Russia is a very rigid, antiquated economy, in urgent need of modernization and virtuous structural change. Thus, Russia essentially is in a fragile and precarious economic condition, lacking the financial resources to effectively confront the EU and the US. Nonetheless, despite of how powerful this truth is, is not sufficient by itself to guarantee the success of the good cause. In addition, it is indispensable that both the US and the EU stand together in as much unity as possible in confronting and containing Russia, if the need arises.

If stability and reasonable normality is not quickly achieved in Ukraine after Russia’s meddling, the EU and the US should exert strong pressure (economic, political, and diplomatic) on Russia to do things right. There is a lot at stake for the world at large. China must be paying extremely close attention to how things unfold.

It would be a terrible mistake not to punish Russia’s belligerence and unlawfulness, if and when the time comes. The present world order will be severely damaged if the need arises and the duo EU/EU do not rise to the occasion.

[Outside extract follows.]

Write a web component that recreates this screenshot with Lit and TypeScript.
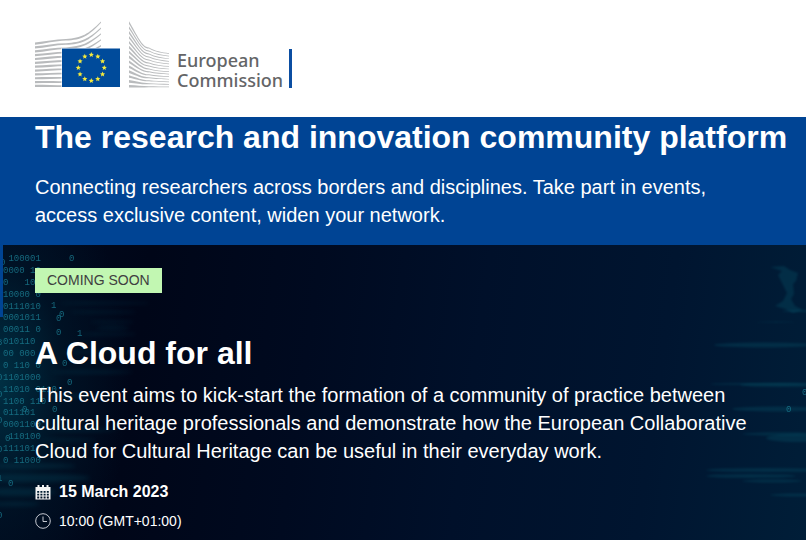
import { LitElement, html, svg, css } from "lit";
import { customElement } from "lit/decorators.js";

const BUILDING_GREY = "#b9bbbd";

/** Tapered strokes of the left wing of the building, thick on the left. */
const leftWing = Array.from({ length: 12 }, (_, i) => {
  const flat = i / 11;
  const y = 43.6 + i * 3.85;
  const endY = 22 + i * 5.9;
  const mid = y - 4 * (1 - flat);
  const bend = y - 7 * (1 - flat);
  return `M35 ${y - 1.1}C45 ${y - 2.1 + flat} 55 ${mid - 0.6} 66 ${mid - 0.6}C82 ${mid - 2} 88 ${bend - 2} 101 ${endY - 0.5}V${endY + 0.8}C88 ${bend} 82 ${mid + 0.4} 66 ${mid + 1}C55 ${mid + 1.2} 45 ${y + 0.4 + flat * 0.6} 35 ${y + 1.1}Z`;
}).join("");

/** Tapered strokes of the right wing, falling from the tall edge. */
const rightWing = Array.from({ length: 14 }, (_, i) => {
  const flat = i / 13;
  const y = 22.6 + i * 4.9;
  const endY = 53.6 + i * 2.56;
  const bend = y + (endY - y) * 0.82;
  return `M129 ${y - 1.3}C137 ${y + 13 * (1 - flat) - 1} 142 ${bend - 0.6} 149 ${bend - 0.5}C155 ${endY - 2 * (1 - flat) - 0.4} 162 ${endY - (1 - flat) - 0.4} 169 ${endY - 0.3}V${endY + 0.4}C162 ${endY - (1 - flat) + 0.4} 155 ${endY - 2 * (1 - flat) + 0.5} 149 ${bend + 0.5}C142 ${bend + 0.8} 137 ${y + 13 * (1 - flat) + 1} 129 ${y + 1.3}Z`;
}).join("");

const starPoints = (cx: number, cy: number, r: number) =>
  Array.from({ length: 10 }, (_, k) => {
    const a = -Math.PI / 2 + (k * Math.PI) / 5;
    const d = k % 2 ? r * 0.45 : r;
    return `${(cx + d * Math.cos(a)).toFixed(2)},${(cy + d * Math.sin(a)).toFixed(2)}`;
  }).join(" ");

const stars = Array.from({ length: 12 }, (_, k) => {
  const a = (k * Math.PI) / 6;
  return starPoints(91.3 + 13 * Math.cos(a), 67.8 + 13 * Math.sin(a), 2.7);
});

@customElement("ec-emblem")
export class EcEmblem extends LitElement {
  static styles = css`
    :host { display: block; flex: none; width: 134px; height: 67px; }
    svg { display: block; width: 100%; height: 100%; }
  `;
  render() {
    return html`<svg viewBox="35 21 134 67" aria-hidden="true">
      <path d=${leftWing} fill=${BUILDING_GREY} />
      <path d=${rightWing} fill=${BUILDING_GREY} />
      <rect x="61.5" y="48" width="59" height="40" fill="#fff" />
      <rect x="62" y="48.5" width="58" height="38.5" fill="#004b9b" />
      ${stars.map((p) => svg`<polygon points=${p} fill="#f5ea3c" />`)}
    </svg>`;
  }
}

const digitRows = [
  " 100001", "0000 10", "0   10", "10000 0", "0111010", "0001011",
  "00011 0", "010110", "00 000", "0 110 0", "1101000", "11010 0110",
  "1100 110", "011101", "0001100", " 110100", "111101", "0 11000",
];

const strayDigits: [number, number, string][] = [
  [69, 261, "0"], [51, 308, "1"], [59, 317, "0"], [56, 321, "0"],
  [56, 335, "0"], [77, 336, "1"], [62, 366, "0"], [67, 385, "0"],
  [52, 412, "0"], [22, 412, "0"], [5, 441, "0"], [8, 486, "0"],
  [-3, 380, "0"], [-3, 397, "0"], [-3, 423, "0"], [-3, 452, "0"],
  [-3, 481, "1"], [-3, 518, "0"], [-3, 345, "8"], [0, 265, "0"],
];

const leftStreaks = [
  [60, 303, 90, 2], [70, 312, 66, 2], [90, 322, 44, 2], [96, 328, 34, 3],
  [80, 334, 56, 2], [60, 352, 80, 2], [50, 372, 84, 3], [48, 430, 70, 3],
  [40, 440, 56, 2], [-10, 466, 86, 5], [-20, 478, 110, 8], [-20, 492, 76, 8],
  [-10, 504, 50, 4], [44, 396, 60, 3],
];

/* Start x, centre y, width and height within the 120px strip at the right. */
const rightStreaks = [
  [28, 345, 100, 5], [70, 322, 40, 1], [24, 384, 120, 2], [54, 385, 80, 4],
  [46, 409, 90, 5], [56, 434, 80, 3], [80, 438, 60, 8], [20, 470, 120, 4],
  [20, 476, 90, 4], [56, 481, 60, 3], [84, 495, 60, 3], [96, 311, 40, 2],
];

@customElement("data-backdrop")
export class DataBackdrop extends LitElement {
  static styles = css`
    :host {
      display: block;
      overflow: hidden;
      background:
        radial-gradient(ellipse 130px 230px at 0 46%, rgba(0, 62, 82, 0.72), rgba(0, 32, 50, 0.4) 50%, transparent),
        linear-gradient(98deg, #000a1e 0, #000618 18%, #000a20 38%, #00102a 58%, #001530 80%, #001e38 100%);
    }
    svg { display: block; position: absolute; top: 0; }
    .left { left: 0; }
    .right { right: 0; }
    .streak { fill: #075066; opacity: 0.35; filter: blur(1px); }
    .left .streak { opacity: 0.28; filter: blur(2px); }
    text {
      font: 9px "Liberation Mono", monospace;
      fill: #1c8499;
      opacity: 0.75;
      white-space: pre;
    }
  `;
  render() {
    return html`
      <svg class="left" width="180" height="295" viewBox="0 245 180 295" aria-hidden="true">
        ${leftStreaks.map(([x, y, w, h]) => svg`<ellipse class="streak" cx=${x + w / 2} cy=${y} rx=${w / 2} ry=${h / 2} />`)}
        ${digitRows.map((row, i) => svg`<text x="3" y=${261 + Math.round(i * 11.88)}>${row}</text>`)}
        ${strayDigits.map(([x, y, d]) => svg`<text x=${x} y=${y}>${d}</text>`)}
      </svg>
      <svg class="right" width="120" height="295" viewBox="0 245 120 295" aria-hidden="true">
        ${rightStreaks.map(([x, y, w, h]) => svg`<ellipse class="streak" cx=${x + w / 2} cy=${y} rx=${w / 2} ry=${h / 2} />`)}
        <path class="streak" d="M84 267l14-1 6 4 8 3-2 8-3 3 1 10-3 5 4 7 8 4-10 3-8-4-10-3 8-5 4-8-5-10-4-8 4-4z" />
        <text x="116" y="395">0</text>
        <text x="100" y="412">0</text>
      </svg>`;
  }
}

@customElement("app-root")
export class AppRoot extends LitElement {
  static styles = css`
    :host {
      display: flex;
      flex-direction: column;
      min-height: 100vh;
      font-family: "Liberation Sans", Arial, sans-serif;
      color: #fff;
      background: #004494;
    }
    * { box-sizing: border-box; }
    h1, h2, p { margin: 0; }
    h1, h2 { font-size: 32px; line-height: 40px; font-weight: 700; }
    .header { background: #fff; padding: 21px 35px 29px; }
    .brand {
      display: flex;
      width: fit-content;
      align-items: flex-end;
      text-decoration: none;
      color: #646567;
    }
    .name {
      margin: 0 6px -2px 8px;
      font: 500 18px/20px "Noto Sans", "Open Sans", sans-serif;
    }
    .name span { display: block; }
    .bar { width: 3px; height: 39px; background: #0b4ea2; }
    .hero { padding: 0 16px 16px 35px; }
    .lead { font-size: 20px; line-height: 28px; max-width: 720px; }
    .hero .lead { margin-top: 16px; }
    .event {
      position: relative;
      flex: 1;
      padding: 23px 35px 8px;
      isolation: isolate;
    }
    data-backdrop { position: absolute; inset: 0; z-index: -1; }
    .edge {
      position: absolute;
      left: 0;
      top: 0;
      width: 3px;
      height: 72px;
      background: #004494;
      z-index: -1;
    }
    .tag {
      display: block;
      width: fit-content;
      padding: 0 12px;
      font-size: 14px;
      line-height: 25px;
      color: #404040;
      background: #c2f7b2;
    }
    h2 { margin: 40px 0 8px; }
    .facts { display: grid; gap: 5px; margin-top: 15px; }
    .fact { display: flex; align-items: center; gap: 8px; line-height: 24px; font-size: 14px; }
    .fact svg { width: 16px; height: 16px; flex: none; }
    .date { font-size: 16px; font-weight: 700; }
  `;

  render() {
    return html`
      <header class="header">
        <a class="brand" href="#" aria-label="European Commission">
          <ec-emblem></ec-emblem>
          <span class="name"><span>European</span><span>Commission</span></span>
          <span class="bar"></span>
        </a>
      </header>
      <main>
        <section class="hero">
          <h1>The research and innovation community platform</h1>
          <p class="lead">Connecting researchers across borders and disciplines. Take part in events, access exclusive content, widen your network.</p>
        </section>
      </main>
      <section class="event">
        <data-backdrop></data-backdrop>
        <span class="edge"></span>
        <span class="tag">COMING SOON</span>
        <h2>A Cloud for all</h2>
        <p class="lead">This event aims to kick-start the formation of a community of practice between cultural heritage professionals and demonstrate how the European Collaborative Cloud for Cultural Heritage can be useful in their everyday work.</p>
        <div class="facts">
          <div class="fact date">
            <svg viewBox="0 0 16 16" aria-hidden="true">
              <path fill="#f4f4f4" fill-rule="evenodd" d="M0.5 3h2V1h2v2h2.5V1h2v2h2.5V1h2v2h2v12.5H0.5zM2.2 7v1.8h2V7zm3.2 0v1.8h2V7zm3.2 0v1.8h2V7zm3.2 0v1.8h2V7zM2.2 9.8v1.8h2V9.8zm3.2 0v1.8h2V9.8zm3.2 0v1.8h2V9.8zm3.2 0v1.8h2V9.8zM2.2 12.6v1.8h2v-1.8zm3.2 0v1.8h2v-1.8zm3.2 0v1.8h2v-1.8zm3.2 0v1.8h2v-1.8z" />
            </svg>
            <span>15 March 2023</span>
          </div>
          <div class="fact">
            <svg viewBox="0 0 16 16" fill="none" stroke="#c4c8d0" aria-hidden="true">
              <circle cx="8" cy="8" r="7.3" />
              <path d="M8 3.5V8.5H12" />
            </svg>
            <span>10:00 (GMT+01:00)</span>
          </div>
        </div>
      </section>`;
  }
}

If Putin persists in his primitive territorial ambitions and is not stopped on its tracks, an ominous precedent will be established, with potentially devastating consequences for the whole world. The wellbeing of the new world order is a constant work in progress, with the permanent need of leadership from the great powers, particularly at crucial historical junctures. If required, the right precedent has to be established, with the EU and the US punishing Russia financially, politically,  and diplomatically, for the rest of the world to see and learn from it.